The bulk of the research that defends the oil sands development is done by the Regional Aquatics Monitoring Program (RAMP). RAMP studies show that deformity rates are normal compared to historical data and the deformity rates in rivers upstream of the oil sands. These results are dubious, however, as RAMP is funded largely by those energy companies with direct interests in the relevant environments. Further, unlike academia, where peer review happens on a per study basis, RAMP does a peer review of the entire organization only once every five years. Hence, RAMP cannot be said to meet widely accepted scientific standards.
Concerns have been raised concerning the negative impacts that the oil sands have on public health, including higher than normal rates of cancer among residents of Fort Chipewyan.
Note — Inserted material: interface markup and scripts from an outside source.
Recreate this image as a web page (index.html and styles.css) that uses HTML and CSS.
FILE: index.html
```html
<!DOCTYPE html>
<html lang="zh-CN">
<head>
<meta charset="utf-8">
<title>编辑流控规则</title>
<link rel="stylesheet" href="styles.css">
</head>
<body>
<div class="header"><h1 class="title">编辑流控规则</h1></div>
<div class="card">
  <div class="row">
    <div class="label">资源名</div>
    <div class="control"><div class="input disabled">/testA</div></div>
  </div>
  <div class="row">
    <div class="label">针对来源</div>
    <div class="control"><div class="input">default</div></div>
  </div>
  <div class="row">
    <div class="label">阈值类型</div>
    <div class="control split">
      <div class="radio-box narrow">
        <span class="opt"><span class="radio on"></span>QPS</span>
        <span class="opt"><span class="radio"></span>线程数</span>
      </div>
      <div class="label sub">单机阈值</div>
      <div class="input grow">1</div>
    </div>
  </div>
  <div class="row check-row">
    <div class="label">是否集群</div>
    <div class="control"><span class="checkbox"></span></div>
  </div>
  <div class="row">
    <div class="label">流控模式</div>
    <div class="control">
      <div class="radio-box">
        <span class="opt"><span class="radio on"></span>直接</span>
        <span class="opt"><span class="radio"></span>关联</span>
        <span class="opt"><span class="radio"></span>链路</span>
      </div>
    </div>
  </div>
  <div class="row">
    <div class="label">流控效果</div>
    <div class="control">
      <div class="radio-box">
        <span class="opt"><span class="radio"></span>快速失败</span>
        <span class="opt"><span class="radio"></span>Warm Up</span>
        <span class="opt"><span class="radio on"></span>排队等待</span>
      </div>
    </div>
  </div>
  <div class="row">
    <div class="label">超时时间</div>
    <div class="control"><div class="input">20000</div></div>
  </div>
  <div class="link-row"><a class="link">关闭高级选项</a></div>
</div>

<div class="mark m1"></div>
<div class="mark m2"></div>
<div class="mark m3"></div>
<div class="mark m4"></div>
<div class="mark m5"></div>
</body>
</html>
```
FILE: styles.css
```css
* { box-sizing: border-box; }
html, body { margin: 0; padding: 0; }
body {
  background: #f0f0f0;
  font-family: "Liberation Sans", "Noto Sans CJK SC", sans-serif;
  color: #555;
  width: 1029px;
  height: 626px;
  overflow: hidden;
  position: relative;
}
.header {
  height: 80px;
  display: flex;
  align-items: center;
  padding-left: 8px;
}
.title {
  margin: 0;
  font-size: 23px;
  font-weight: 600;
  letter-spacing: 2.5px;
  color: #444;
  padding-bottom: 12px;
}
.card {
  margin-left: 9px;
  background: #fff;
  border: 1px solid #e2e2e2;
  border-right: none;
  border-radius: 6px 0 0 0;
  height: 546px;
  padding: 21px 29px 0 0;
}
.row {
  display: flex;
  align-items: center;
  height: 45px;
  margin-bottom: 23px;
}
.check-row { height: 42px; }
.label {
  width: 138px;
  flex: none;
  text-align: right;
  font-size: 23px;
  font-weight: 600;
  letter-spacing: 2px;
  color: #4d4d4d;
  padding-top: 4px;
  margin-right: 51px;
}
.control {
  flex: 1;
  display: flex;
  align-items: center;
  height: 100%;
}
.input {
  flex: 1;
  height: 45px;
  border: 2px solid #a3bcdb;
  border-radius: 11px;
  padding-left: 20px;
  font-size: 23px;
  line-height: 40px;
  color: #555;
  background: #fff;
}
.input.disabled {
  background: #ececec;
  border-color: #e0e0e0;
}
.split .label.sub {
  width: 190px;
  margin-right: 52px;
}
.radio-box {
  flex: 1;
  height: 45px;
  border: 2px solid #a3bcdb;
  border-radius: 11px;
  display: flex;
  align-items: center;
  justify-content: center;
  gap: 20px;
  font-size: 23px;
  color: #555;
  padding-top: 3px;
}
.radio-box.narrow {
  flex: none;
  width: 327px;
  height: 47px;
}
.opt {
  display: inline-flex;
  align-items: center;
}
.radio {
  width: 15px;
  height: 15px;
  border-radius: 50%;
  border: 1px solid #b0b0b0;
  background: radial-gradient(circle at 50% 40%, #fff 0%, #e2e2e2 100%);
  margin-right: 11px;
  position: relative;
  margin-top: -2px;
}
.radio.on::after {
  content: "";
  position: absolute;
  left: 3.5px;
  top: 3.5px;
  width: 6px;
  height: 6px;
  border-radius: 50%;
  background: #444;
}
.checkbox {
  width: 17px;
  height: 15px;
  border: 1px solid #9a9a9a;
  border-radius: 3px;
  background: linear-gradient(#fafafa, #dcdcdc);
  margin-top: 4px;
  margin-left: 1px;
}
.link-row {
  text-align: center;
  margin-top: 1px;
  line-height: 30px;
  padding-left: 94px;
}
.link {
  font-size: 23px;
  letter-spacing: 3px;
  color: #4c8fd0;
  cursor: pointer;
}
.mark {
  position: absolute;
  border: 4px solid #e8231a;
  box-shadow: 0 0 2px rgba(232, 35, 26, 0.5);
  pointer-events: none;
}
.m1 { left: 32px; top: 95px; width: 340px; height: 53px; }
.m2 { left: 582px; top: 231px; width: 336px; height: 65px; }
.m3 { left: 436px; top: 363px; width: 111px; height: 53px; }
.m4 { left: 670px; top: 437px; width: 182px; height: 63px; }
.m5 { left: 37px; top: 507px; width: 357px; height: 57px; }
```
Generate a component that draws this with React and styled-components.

In August 2011, the Alberta government initiated a provincial health study to examine whether a link exists between the higher rates of cancer and the oil sands emissions. It has also been suggested that other wildlife has been negatively affected by the oil sands; for instance, moose were found in a 2006 study to have as high as 453 times the acceptable levels of arsenic in their systems, though later studies lowered this to 17 to 33 times the acceptable level (although below international thresholds for consumption).
Approximately 1.0–1.25 gigajoules (280–350 kWh) of energy is needed to extract a barrel of bitumen and upgrade it to synthetic crude. As of 2006, most of this is produced by burning natural gas. Since a barrel of oil equivalent is about 6.117 gigajoules (1,699 kWh), its EROEI is 5–6. That means this extracts about 5 or 6 times as much energy as is consumed. Energy efficiency is expected to improve to average of 900 cubic feet (25 m3) of natural gas or 0.945 gigajoules (263 kWh) of energy per barrel by 2015, giving an EROEI of about 6.5.
Alternatives to natural gas exist and are available in the oil sands area. Bitumen can itself be used as the fuel, consuming about 30–35% of the raw bitumen per produced unit of synthetic crude. Nexen's Long Lake project will use a proprietary deasphalting technology to upgrade the bitumen, using asphaltene residue fed to a gasifier whose syngas will be used by a cogeneration turbine and a hydrogen producing unit, providing all the energy needs of the project: steam, hydrogen, and electricity. Thus, it will produce syncrude without consuming natural gas, but the capital cost is very high.